Wu Shuo(VP & Executive Director of JIC Technology Investment) 2016.4
2015 was considered China's “first year of the start-ups”, and it was also an unusually active year in China's primary market. Just as enthusiasm for mass entrepreneurship and innovation was reaching fever pitch, many internet businesses collapsed and fell by the wayside. These projects shared some commonalities: using money to entice users, with the modus operandi being burning through cash to subsidize users so as to win them over; O2O businesses focusing exclusively on online operations with a lack of control over offline resources.
When speaking of the impact of internet technologies, many would resort to using the term "disruptive". However, as entrepreneurs and investors become increasingly rational, they find that the impact internet technologies have brought to traditional industries is less of a disruptive nature, but more an integration of the online and offline world and that of traditional industries and emerging technologies.

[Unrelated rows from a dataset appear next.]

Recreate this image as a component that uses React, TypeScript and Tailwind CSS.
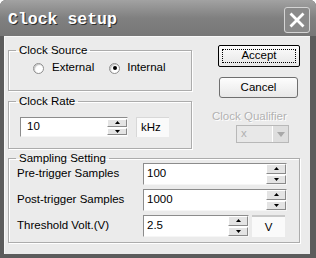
import React from "react";

function Tri({ up, color = "#000" }: { up: boolean; color?: string }) {
  return (
    <svg width="5" height="3" viewBox="0 0 5 3">
      <path d={up ? "M2.5 0 L5 3 L0 3 Z" : "M0 0 L5 0 L2.5 3 Z"} fill={color} />
    </svg>
  );
}

function Spin() {
  return (
    <div className="flex flex-col w-[20px] h-full gap-[1px] bg-white">
      <div className="flex-1 flex items-center justify-center bg-[#e4e4e4] border border-t-white border-l-white border-b-[#8a8a8a] border-r-[#8a8a8a]">
        <Tri up />
      </div>
      <div className="flex-1 flex items-center justify-center bg-[#e4e4e4] border border-t-white border-l-white border-b-[#8a8a8a] border-r-[#8a8a8a]">
        <Tri up={false} />
      </div>
    </div>
  );
}

function Field({ value, width }: { value: string; width: string }) {
  return (
    <div className={`flex h-[22px] ${width} border border-t-[#8c8c8c] border-l-[#8c8c8c] border-b-[#f6f6f6] border-r-[#f6f6f6] bg-white`}>
      <div className="flex-1 flex items-center pl-[3px] text-black">{value}</div>
      <Spin />
    </div>
  );
}

function Radio({ checked }: { checked?: boolean }) {
  return (
    <span className="w-[11px] h-[11px] rounded-full bg-white border border-[#8e8e8e] shadow-[inset_1px_1px_1px_#c4c4c4] flex items-center justify-center">
      {checked && <span className="w-[4px] h-[4px] rounded-full bg-black" />}
    </span>
  );
}

export default function App() {
  const samples = [
    { label: "Pre-trigger Samples", value: "100" },
    { label: "Post-trigger Samples", value: "1000" },
  ];

  return (
    <div className="w-[316px] h-[258px] bg-[#5c5c5c] flex flex-col rounded-t-[6px] overflow-hidden font-['Liberation_Sans',Arial,sans-serif] text-black">
      <div className="h-[36px] shrink-0 flex items-center justify-between pt-[4px] pl-[8px] pr-[6px] bg-gradient-to-b from-[#a2a2a2] via-[#808080] to-[#777777]">
        <span className="font-['Liberation_Mono',monospace] font-bold text-[16.5px] text-white [text-shadow:1px_1px_0_#2e2e2e]">
          Clock setup
        </span>
        <div className="w-[26px] h-[26px] rounded-[3px] border border-[#d4d4d4] bg-[#8a8a8a] flex items-center justify-center">
          <svg width="16" height="16" viewBox="0 0 16 16">
            <path d="M2.5 2.5 L13.5 13.5 M13.5 2.5 L2.5 13.5" stroke="#fff" strokeWidth="2.8" strokeLinecap="square" />
          </svg>
        </div>
      </div>

      <div className="flex-1 ml-[4px] mr-[6px] mb-[4px] bg-[#ebebeb] border-l border-t border-[#f8f8f8] text-[11.5px]">
        <div className="flex pl-[3px] pt-[6px]">
          <div className="w-[184px] flex flex-col">
            <fieldset className="h-[48px] border border-[#acacac] shadow-[inset_1px_1px_0_#fff,1px_1px_0_#fff]">
              <legend className="ml-[7px] px-[3px] leading-[14px]">Clock Source</legend>
              <div className="flex items-center h-[14px] mt-[4px] pl-[24px]">
                <Radio />
                <span className="ml-[8px]">External</span>
                <span className="ml-[15px]">
                  <Radio checked />
                </span>
                <span className="ml-[7px]">Internal</span>
              </div>
            </fieldset>

            <fieldset className="mt-[3px] h-[55px] border border-[#acacac] shadow-[inset_1px_1px_0_#fff,1px_1px_0_#fff]">
              <legend className="ml-[7px] px-[3px] leading-[14px]">Clock Rate</legend>
              <div className="flex items-center mt-[9px] pl-[11px] gap-[8px]">
                <div className="flex h-[20px] w-[108px] border border-t-[#8c8c8c] border-l-[#8c8c8c] border-b-[#f6f6f6] border-r-[#f6f6f6] bg-white">
                  <div className="flex-1 flex items-center pl-[6px]">10</div>
                  <div className="h-full py-[1px]">
                    <Spin />
                  </div>
                </div>
                <div className="h-[20px] w-[33px] flex items-center pl-[4px] bg-[#fafafa] border-t border-l border-[#d8d8d8]">
                  kHz
                </div>
              </div>
            </fieldset>
          </div>

          <div className="flex flex-col pl-[20px]">
            <div className="ml-[6px] mt-[2px] w-[82px] h-[22px] border border-black rounded-[2px] bg-gradient-to-b from-[#fcfcfc] to-[#e6e6e6] p-[3px]">
              <div className="w-full h-full border border-dotted border-black flex items-center justify-center leading-none">
                Accept
              </div>
            </div>
            <div className="ml-[7px] mt-[10px] w-[79px] h-[21px] border border-[#6f6f6f] rounded-[3px] bg-gradient-to-b from-[#fdfdfd] to-[#e8e8e8] flex items-center justify-center">
              Cancel
            </div>
            <div className="mt-[11px] leading-[14px] text-[#b2b2b2] [text-shadow:1px_1px_0_#fff]">Clock Qualifier</div>
            <div className="ml-[24px] mt-[2px] w-[53px] h-[18px] flex border border-[#b8b8b8] bg-[#e8e8e8]">
              <div className="flex-1 flex items-center pl-[4px] text-[#b0b0b0] leading-none">x</div>
              <div className="w-[16px] h-full flex items-center justify-center bg-[#dedede] border-l border-white">
                <svg width="8" height="5" viewBox="0 0 8 5">
                  <path d="M0 0 L8 0 L4 5 Z" fill="#a8a8a8" />
                </svg>
              </div>
            </div>
          </div>
        </div>

        <fieldset className="mt-[2px] ml-[3px] w-[292px] h-[92px] border border-[#acacac] shadow-[inset_1px_1px_0_#fff,1px_1px_0_#fff]">
          <legend className="ml-[7px] px-[3px] leading-[14px]">Sampling Setting</legend>
          <div className="flex flex-col gap-[4px] mt-[-2px] pl-[8px]">
            {samples.map((s) => (
              <div key={s.label} className="flex items-center">
                <span className="w-[126px]">{s.label}</span>
                <Field value={s.value} width="w-[144px]" />
              </div>
            ))}
            <div className="flex items-center">
              <span className="w-[126px]">Threshold Volt.(V)</span>
              <Field value="2.5" width="w-[106px]" />
              <div className="ml-[3px] w-[33px] h-[22px] bg-[#fafafa] border-t-2 border-[#c8c8c8] flex items-start justify-center pt-[2px]">
                V
              </div>
            </div>
          </div>
        </fieldset>
      </div>
    </div>
  );
}
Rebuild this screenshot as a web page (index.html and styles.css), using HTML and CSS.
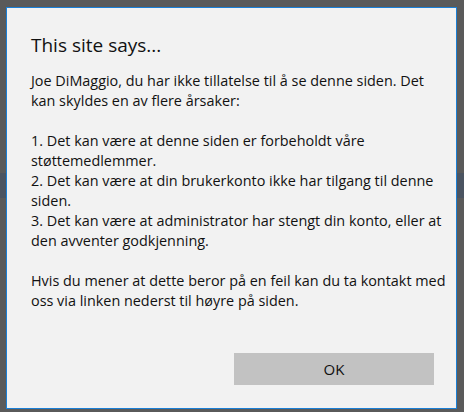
FILE: index.html
```html
<!DOCTYPE html>
<html>
<head>
  <link rel="stylesheet" href="styles.css">
</head>
<body>

  <div class="dialog">
    <h1 class="dialog-title">This site says...</h1>
    <p class="dialog-text">
      Joe DiMaggio, du har ikke tillatelse til å se denne siden. Det<br>
      kan skyldes en av flere årsaker:<br>
      <br>
      1. Det kan være at denne siden er forbeholdt våre<br>
      støttemedlemmer.<br>
      2. Det kan være at din brukerkonto ikke har tilgang til denne<br>
      siden.<br>
      3. Det kan være at administrator har stengt din konto, eller at<br>
      den avventer godkjenning.<br>
      <br>
      Hvis du mener at dette beror på en feil kan du ta kontakt med<br>
      oss via linken nederst til høyre på siden.
    </p>
    <div class="dialog-buttons">
      <button class="ok-btn">OK</button>
    </div>
  </div>

</body>
</html>
```

FILE: styles.css
```css
html, body { margin: 0; height: 100%; }
body {
  font-family: "Open Sans", "Noto Sans", sans-serif;
  background-color: #5a5a5a;
  background-image: linear-gradient(to bottom,
    transparent 173px, #4b5461 173px, #4b5461 198px, transparent 198px);
  padding: 7px 7px 3px 6px;
  box-sizing: border-box;
}
.dialog {
  width: 451px;
  height: 402px;
  box-sizing: border-box;
  border: 1px solid #1a7fd6;
  background: #f2f2f2;
  padding: 23px 22px 23px 24px;
  display: flex;
  flex-direction: column;
  color: #111;
}
.dialog-title {
  font-size: 19px;
  font-weight: normal;
  line-height: 28px;
  margin: 0 0 12px 0;
}
.dialog-text {
  font-size: 14.4px;
  line-height: 20px;
  margin: 0;
  white-space: nowrap;
  flex: 1;
}
.dialog-buttons { display: flex; justify-content: flex-end; }
.ok-btn {
  width: 200px;
  height: 32px;
  border: none;
  background: #c2c2c2;
  font-family: inherit;
  font-size: 15px;
  color: #111;
}
```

The main driving force behind the rapid growth of the intelligent transportation market emerged out of the urgency to tackle urban congestion, the increasing maturity of emerging technologies and the national policy support. From an investment point of view, the industry is filled with opportunities. Within its subdivisions, such innovative business models as car rental, online ride-booking and timeshare car rentals will undoubtedly become magnets for capital. There is then the question of how to secure the best investment targets in an overall upwardly-trending market.
We came up with the following four investment formulas: first, some people are willing to pay for efficiency improvement, if start-ups want to achieve profitability, then they must locate target groups both willing and able to pay for efficiency improvement; second, linking with supply chain financing - supply chain financing utilizes big data to establish a risk control system, thereby greatly reducing investment risks; third, increase in new-energy vehicle penetration levels - only business models that are truly accepted by consumers will enjoy greater development potential, such as new-energy vehicle timeshare rentals and charging facility operators; fourth, consumption upgrading in the area of transportation - there exists still many investment opportunities in addition to the existing online ride-booking platforms.